TASK STATEMENT ▸
Pictures do not belong in the copy; restate the records below word for word.

* start *

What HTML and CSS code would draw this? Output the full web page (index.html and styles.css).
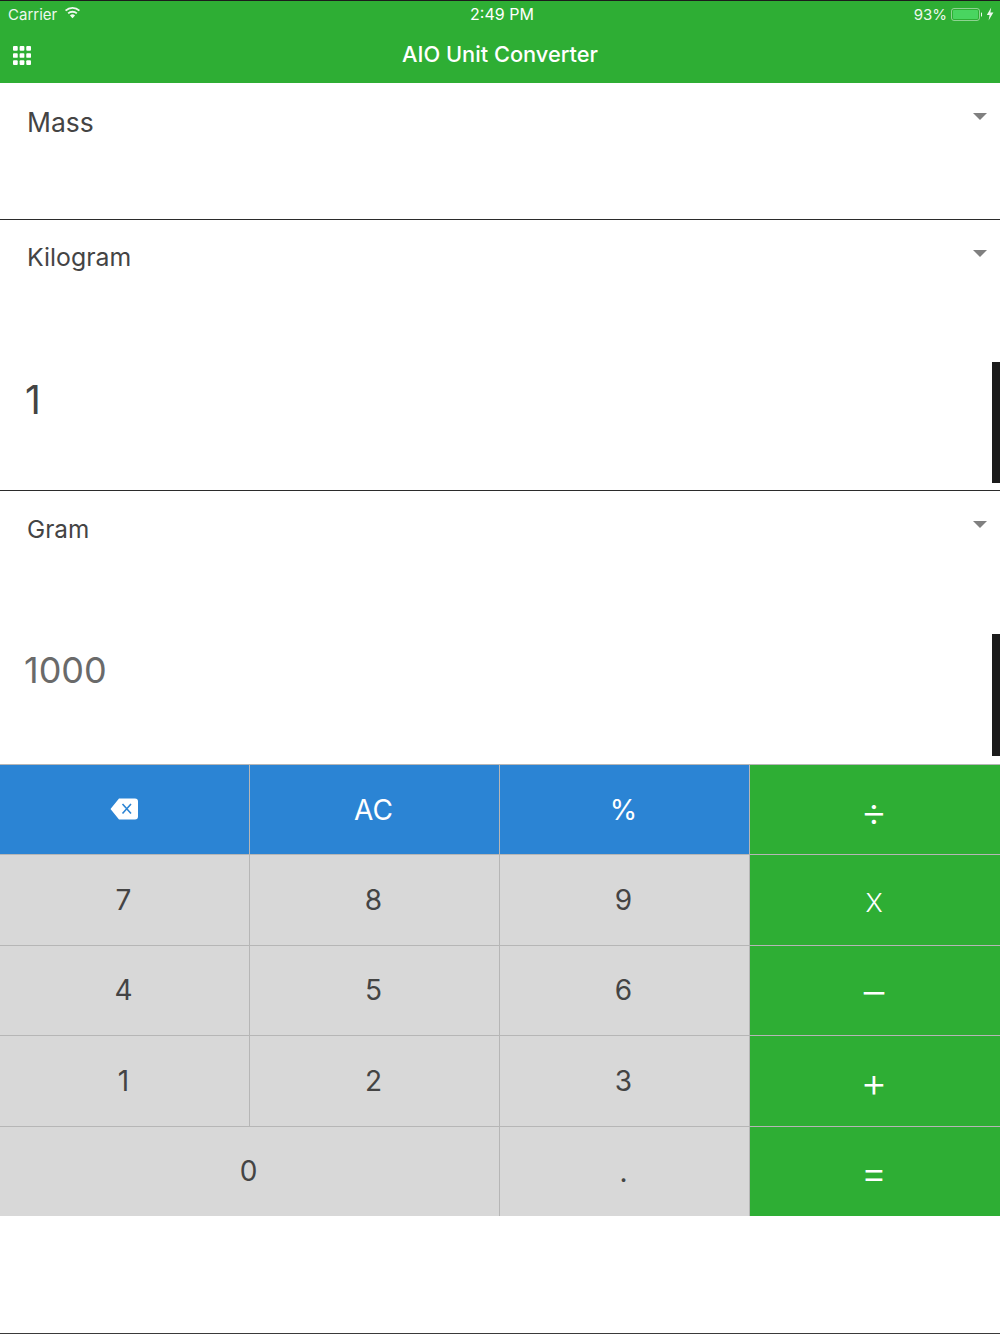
FILE: index.html
```html
<!DOCTYPE html>
<html lang="en">
<head>
<meta charset="utf-8">
<title>AIO Unit Converter</title>
<link rel="stylesheet" href="styles.css">
</head>
<body>
<div class="app">
  <header class="header">
    <div class="status">
      <div class="status-left">
        <span>Carrier</span>
        <svg class="wifi" width="17" height="13" viewBox="0 0 16 12"><path d="M8 11.5 5.6 8.8a3.4 3.4 0 0 1 4.8 0Z" fill="#fff"/><path d="M3.9 6.9a6 6 0 0 1 8.2 0M1.5 4.2a9.4 9.4 0 0 1 13 0" fill="none" stroke="#fff" stroke-width="1.7"/></svg>
      </div>
      <div class="status-time">2:49 PM</div>
      <div class="status-right">
        <span>93%</span>
        <svg class="battery" width="31" height="14" viewBox="0 0 31 14"><rect x="0.5" y="1.5" width="28" height="12" rx="2.5" fill="none" stroke="#fff" stroke-opacity=".5"/><rect x="2" y="3" width="25" height="9" rx="1" fill="#4cd964"/><path d="M30 5.5a2 2 0 0 1 0 4Z" fill="#fff"/></svg>
        <svg class="bolt" width="8" height="14" viewBox="0 0 8 14"><path d="M5.2 0.5 0.8 8h2.8L2.6 13.5 7.400 5.600H4.400Z" fill="#fff"/></svg>
      </div>
    </div>
    <div class="nav">
      <svg class="grid-icon" width="18" height="19" viewBox="0 0 19 20" fill="#fff">
        <rect x="0" y="0" width="5" height="5" rx="1"/><rect x="7" y="0" width="5" height="5" rx="1"/><rect x="14" y="0" width="5" height="5" rx="1"/>
        <rect x="0" y="7.500" width="5" height="5" rx="1"/><rect x="7" y="7.500" width="5" height="5" rx="1"/><rect x="14" y="7.500" width="5" height="5" rx="1"/>
        <rect x="0" y="15" width="5" height="5" rx="1"/><rect x="7" y="15" width="5" height="5" rx="1"/><rect x="14" y="15" width="5" height="5" rx="1"/>
      </svg>
      <h1 class="title">AIO Unit Converter</h1>
    </div>
  </header>

  <section class="panel panel-type">
    <div class="picker picker-large"><span>Mass</span><i class="caret"></i></div>
  </section>

  <section class="panel panel-from">
    <div class="picker picker-from"><span>Kilogram</span><i class="caret"></i></div>
    <div class="value-row value-row-from"><span class="value value-input">1</span><i class="scrollbar"></i></div>
  </section>

  <section class="panel panel-to">
    <div class="picker picker-to"><span>Gram</span><i class="caret"></i></div>
    <div class="value-row value-row-to"><span class="value value-output">1000</span><i class="scrollbar"></i></div>
  </section>

  <main class="keypad">
    <button class="key blue first">
      <svg width="28" height="22" viewBox="0 0 28 22"><path d="M9 0.500H25a3 3 0 0 1 3 3V18.500a3 3 0 0 1-3 3H9L0.500 11Z" fill="#fff"/><path d="M12.500 6 21 15.500M21 6 12.500 15.500" stroke="#2b84d4" stroke-width="1.600" fill="none"/></svg>
    </button>
    <button class="key blue">AC</button>
    <button class="key blue">%</button>
    <button class="key green sym">÷</button>
    <button class="key gray first">7</button>
    <button class="key gray">8</button>
    <button class="key gray">9</button>
    <button class="key green letter">X</button>
    <button class="key gray first">4</button>
    <button class="key gray">5</button>
    <button class="key gray">6</button>
    <button class="key green sym">–</button>
    <button class="key gray first">1</button>
    <button class="key gray">2</button>
    <button class="key gray">3</button>
    <button class="key green sym">+</button>
    <button class="key gray first wide">0</button>
    <button class="key gray dot">.</button>
    <button class="key green sym">=</button>
  </main>
</div>
</body>
</html>
```
FILE: styles.css
```css
* { box-sizing: border-box; }
html, body { margin: 0; padding: 0; background: #fff; }
body { font-family: Inter, "Liberation Sans", sans-serif; color: #444; }
.app { width: 1000px; height: 1334px; display: flex; flex-direction: column; border-bottom: 1px solid #3a3a3a; overflow: hidden; }

.header { height: 83px; flex: none; background: #2eae34; color: #fff; border-top: 1px solid #1c1c1c; }
.status { height: 26px; display: grid; grid-template-columns: 1fr auto 1fr; align-items: center; padding: 0 4px 0 8px; font-size: 15px; }
.status-left { display: flex; align-items: center; gap: 7px; opacity: .92; }
.status-right { display: flex; align-items: center; justify-content: flex-end; gap: 4px; margin-right: 2px; opacity: .92; }
.status-time { font-size: 16px; }
.wifi { margin-top: -4px; }
.bolt { margin-left: 0; }
.nav { height: 56px; display: grid; grid-template-columns: 1fr auto 1fr; align-items: center; padding: 0 13px 3px; }
.grid-icon { display: block; margin-top: 3px; }
.title { margin: 0; font-size: 21.800px; font-weight: 500; color: #fff; }

.panel { flex: none; border-bottom: 1px solid #2b2b2b; display: flex; flex-direction: column; }
.panel-type { height: 137px; }
.panel-from { height: 271px; }
.panel-to { height: 273px; border-bottom: 0; padding-bottom: 1px; }
.picker { display: flex; justify-content: space-between; padding: 23px 13px 0 27px; font-size: 24.800px; line-height: 32px; }
.picker-large { font-size: 26.500px; }
.picker-from, .picker-to { padding-top: 21px; }
.picker-from .caret { margin-top: 9px; }
.picker-to { padding-top: 22px; font-size: 24.300px; }
.picker-to .caret { margin-top: 8px; }
.caret { width: 0; height: 0; margin-top: 7px; border-left: 7px solid transparent; border-right: 7px solid transparent; border-top: 7px solid #808080; }
.value-row { margin-top: auto; display: flex; justify-content: space-between; align-items: flex-start; margin-bottom: 7px; padding-left: 24px; }
.value-row-from { height: 121px; }
.value-row-to { height: 122px; }
.value { line-height: 46px; font-weight: 400; }
.value-input { font-size: 39px; margin-top: 15px; margin-left: 1px; color: #444; }
.value-output { font-size: 36px; margin-top: 13px; color: #6a6a6a; }
.scrollbar { width: 8px; height: 100%; background: #1b1b1b; }

.keypad { flex: none; height: 452px; display: grid; grid-template-columns: 249px 250px 250px 251px; grid-template-rows: repeat(5, 1fr); }
.key { border: 0; border-top: 1px solid #b6b6b6; border-left: 1px solid #b6b6b6; padding: 0 2px 0 0; margin: 0; font-family: inherit; font-size: 28px; font-weight: 400; display: flex; align-items: center; justify-content: center; }
.first { border-left: 0; }
.blue { background: #2b84d4; color: #fff; }
.blue svg { margin-bottom: 2px; }
.gray { background: #d8d8d8; color: #444; }
.green { background: #2eae34; color: #fff; }
.sym { font-size: 41px; font-weight: 300; padding-top: 2px; }
.letter { font-size: 26px; font-weight: 300; padding-top: 5px; }
.wide { grid-column: span 2; }
.dot { padding-top: 2px; }
```
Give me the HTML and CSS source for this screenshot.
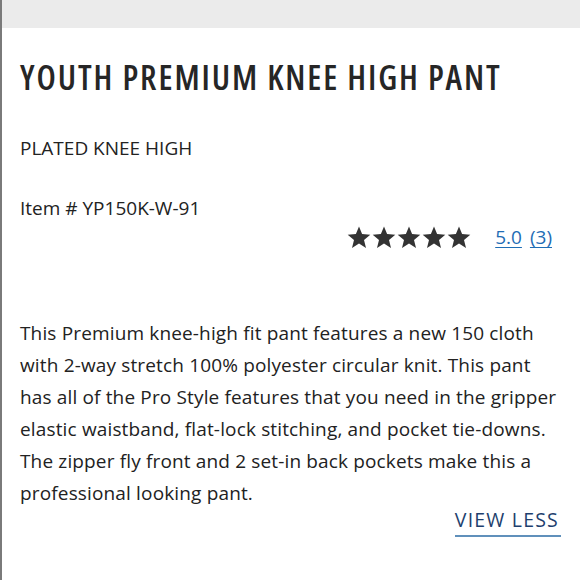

* end *

RESULT FOR THIS TASK ▸
What HTML and CSS code would draw this? Output the full web page (index.html and styles.css).
FILE: index.html
```html
<!DOCTYPE html>
<html lang="en">
<head>
<meta charset="utf-8">
<title>AIO Unit Converter</title>
<link rel="stylesheet" href="styles.css">
</head>
<body>
<div class="app">
  <header class="header">
    <div class="status">
      <div class="status-left">
        <span>Carrier</span>
        <svg class="wifi" width="17" height="13" viewBox="0 0 16 12"><path d="M8 11.5 5.6 8.8a3.4 3.4 0 0 1 4.8 0Z" fill="#fff"/><path d="M3.9 6.9a6 6 0 0 1 8.2 0M1.5 4.2a9.4 9.4 0 0 1 13 0" fill="none" stroke="#fff" stroke-width="1.7"/></svg>
      </div>
      <div class="status-time">2:49 PM</div>
      <div class="status-right">
        <span>93%</span>
        <svg class="battery" width="31" height="14" viewBox="0 0 31 14"><rect x="0.5" y="1.5" width="28" height="12" rx="2.5" fill="none" stroke="#fff" stroke-opacity=".5"/><rect x="2" y="3" width="25" height="9" rx="1" fill="#4cd964"/><path d="M30 5.5a2 2 0 0 1 0 4Z" fill="#fff"/></svg>
        <svg class="bolt" width="8" height="14" viewBox="0 0 8 14"><path d="M5.2 0.5 0.8 8h2.8L2.6 13.5 7.400 5.600H4.400Z" fill="#fff"/></svg>
      </div>
    </div>
    <div class="nav">
      <svg class="grid-icon" width="18" height="19" viewBox="0 0 19 20" fill="#fff">
        <rect x="0" y="0" width="5" height="5" rx="1"/><rect x="7" y="0" width="5" height="5" rx="1"/><rect x="14" y="0" width="5" height="5" rx="1"/>
        <rect x="0" y="7.500" width="5" height="5" rx="1"/><rect x="7" y="7.500" width="5" height="5" rx="1"/><rect x="14" y="7.500" width="5" height="5" rx="1"/>
        <rect x="0" y="15" width="5" height="5" rx="1"/><rect x="7" y="15" width="5" height="5" rx="1"/><rect x="14" y="15" width="5" height="5" rx="1"/>
      </svg>
      <h1 class="title">AIO Unit Converter</h1>
    </div>
  </header>

  <section class="panel panel-type">
    <div class="picker picker-large"><span>Mass</span><i class="caret"></i></div>
  </section>

  <section class="panel panel-from">
    <div class="picker picker-from"><span>Kilogram</span><i class="caret"></i></div>
    <div class="value-row value-row-from"><span class="value value-input">1</span><i class="scrollbar"></i></div>
  </section>

  <section class="panel panel-to">
    <div class="picker picker-to"><span>Gram</span><i class="caret"></i></div>
    <div class="value-row value-row-to"><span class="value value-output">1000</span><i class="scrollbar"></i></div>
  </section>

  <main class="keypad">
    <button class="key blue first">
      <svg width="28" height="22" viewBox="0 0 28 22"><path d="M9 0.500H25a3 3 0 0 1 3 3V18.500a3 3 0 0 1-3 3H9L0.500 11Z" fill="#fff"/><path d="M12.500 6 21 15.500M21 6 12.500 15.500" stroke="#2b84d4" stroke-width="1.600" fill="none"/></svg>
    </button>
    <button class="key blue">AC</button>
    <button class="key blue">%</button>
    <button class="key green sym">÷</button>
    <button class="key gray first">7</button>
    <button class="key gray">8</button>
    <button class="key gray">9</button>
    <button class="key green letter">X</button>
    <button class="key gray first">4</button>
    <button class="key gray">5</button>
    <button class="key gray">6</button>
    <button class="key green sym">–</button>
    <button class="key gray first">1</button>
    <button class="key gray">2</button>
    <button class="key gray">3</button>
    <button class="key green sym">+</button>
    <button class="key gray first wide">0</button>
    <button class="key gray dot">.</button>
    <button class="key green sym">=</button>
  </main>
</div>
</body>
</html>
```
FILE: styles.css
```css
* { box-sizing: border-box; }
html, body { margin: 0; padding: 0; background: #fff; }
body { font-family: Inter, "Liberation Sans", sans-serif; color: #444; }
.app { width: 1000px; height: 1334px; display: flex; flex-direction: column; border-bottom: 1px solid #3a3a3a; overflow: hidden; }

.header { height: 83px; flex: none; background: #2eae34; color: #fff; border-top: 1px solid #1c1c1c; }
.status { height: 26px; display: grid; grid-template-columns: 1fr auto 1fr; align-items: center; padding: 0 4px 0 8px; font-size: 15px; }
.status-left { display: flex; align-items: center; gap: 7px; opacity: .92; }
.status-right { display: flex; align-items: center; justify-content: flex-end; gap: 4px; margin-right: 2px; opacity: .92; }
.status-time { font-size: 16px; }
.wifi { margin-top: -4px; }
.bolt { margin-left: 0; }
.nav { height: 56px; display: grid; grid-template-columns: 1fr auto 1fr; align-items: center; padding: 0 13px 3px; }
.grid-icon { display: block; margin-top: 3px; }
.title { margin: 0; font-size: 21.800px; font-weight: 500; color: #fff; }

.panel { flex: none; border-bottom: 1px solid #2b2b2b; display: flex; flex-direction: column; }
.panel-type { height: 137px; }
.panel-from { height: 271px; }
.panel-to { height: 273px; border-bottom: 0; padding-bottom: 1px; }
.picker { display: flex; justify-content: space-between; padding: 23px 13px 0 27px; font-size: 24.800px; line-height: 32px; }
.picker-large { font-size: 26.500px; }
.picker-from, .picker-to { padding-top: 21px; }
.picker-from .caret { margin-top: 9px; }
.picker-to { padding-top: 22px; font-size: 24.300px; }
.picker-to .caret { margin-top: 8px; }
.caret { width: 0; height: 0; margin-top: 7px; border-left: 7px solid transparent; border-right: 7px solid transparent; border-top: 7px solid #808080; }
.value-row { margin-top: auto; display: flex; justify-content: space-between; align-items: flex-start; margin-bottom: 7px; padding-left: 24px; }
.value-row-from { height: 121px; }
.value-row-to { height: 122px; }
.value { line-height: 46px; font-weight: 400; }
.value-input { font-size: 39px; margin-top: 15px; margin-left: 1px; color: #444; }
.value-output { font-size: 36px; margin-top: 13px; color: #6a6a6a; }
.scrollbar { width: 8px; height: 100%; background: #1b1b1b; }

.keypad { flex: none; height: 452px; display: grid; grid-template-columns: 249px 250px 250px 251px; grid-template-rows: repeat(5, 1fr); }
.key { border: 0; border-top: 1px solid #b6b6b6; border-left: 1px solid #b6b6b6; padding: 0 2px 0 0; margin: 0; font-family: inherit; font-size: 28px; font-weight: 400; display: flex; align-items: center; justify-content: center; }
.first { border-left: 0; }
.blue { background: #2b84d4; color: #fff; }
.blue svg { margin-bottom: 2px; }
.gray { background: #d8d8d8; color: #444; }
.green { background: #2eae34; color: #fff; }
.sym { font-size: 41px; font-weight: 300; padding-top: 2px; }
.letter { font-size: 26px; font-weight: 300; padding-top: 5px; }
.wide { grid-column: span 2; }
.dot { padding-top: 2px; }
```
Give me the HTML and CSS source for this screenshot.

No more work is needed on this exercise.